Le reste de la distribution est exemplaire avec l’excellent Captain Balstrode de Leigh Melrose, l’Auntie haute en couleur de Helena Rasker et Claire Barnett‑Jones en Mrs Sedley. Les excès scéniques déjà soulignés desservent les deux « nièces », Thembinkosi Slungile Magagula et Sophia Hunt, qui paraissent trop caricaturales.
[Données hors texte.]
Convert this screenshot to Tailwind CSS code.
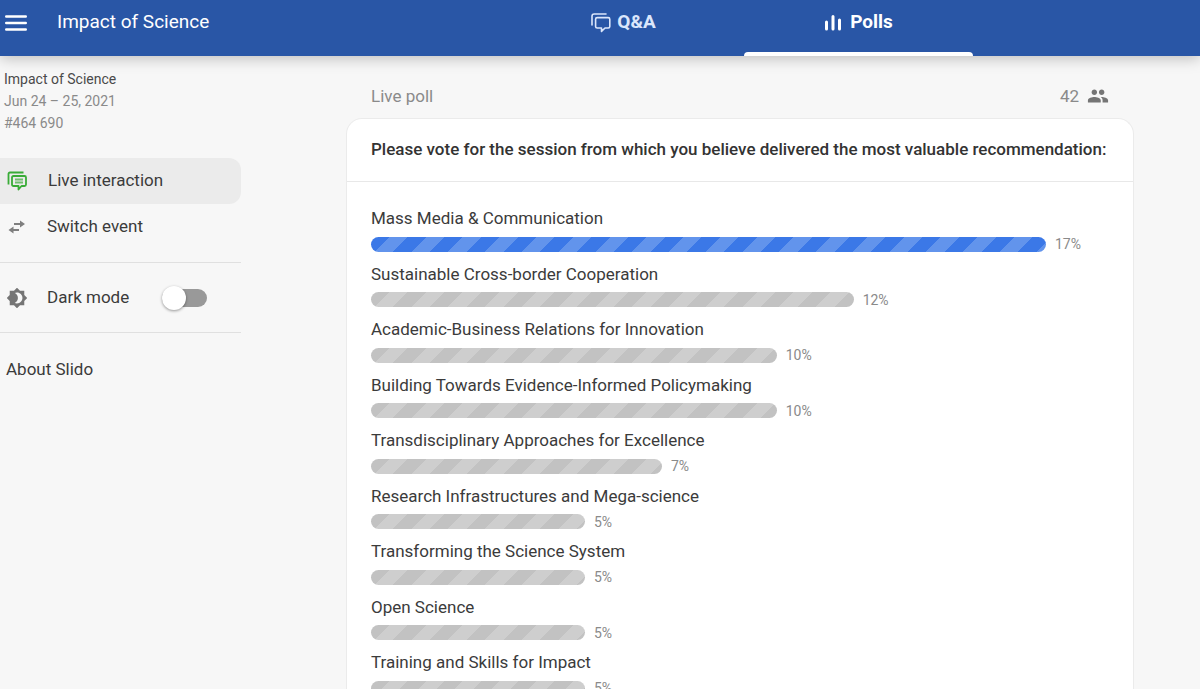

Si important dans l’œuvre car figurant à la fois villageois et marins, le Chœur de l’Opéra national, préparé par Edward Ananian‑Cooper, est la grande force musicale de ce spectacle tout comme l’Orchestre philharmonique des Pays‑Bas, dirigé avec une grande précision et beaucoup d’énergie par Lorenzo Viotti. Le chef franco‑suisse apparaît ici pour sa dernière saison. Il dirigera pour les fêtes de fin d’année la création à Amsterdam de la production munichoise de La Chauve‑Souris par Barrie Kosky (2023) avant de quitter ses fonctions de chef principal de l’Opéra national et du Nederlands Philharmonisch mais y reviendra comme chef invité dès la saison prochaine.


Si le Holland Festival a parfois programmé des œuvres de Britten, ce n’est pas le cas de l’Opéra national néerlandais (la création de Peter Grimes remonte à 1955 en langue néerlandaise). Sachant que cette compagnie programme volontiers par cycles on peut espérer d’y voir figurer prochainement ses autres grands chefs‑d’œuvre lyriques.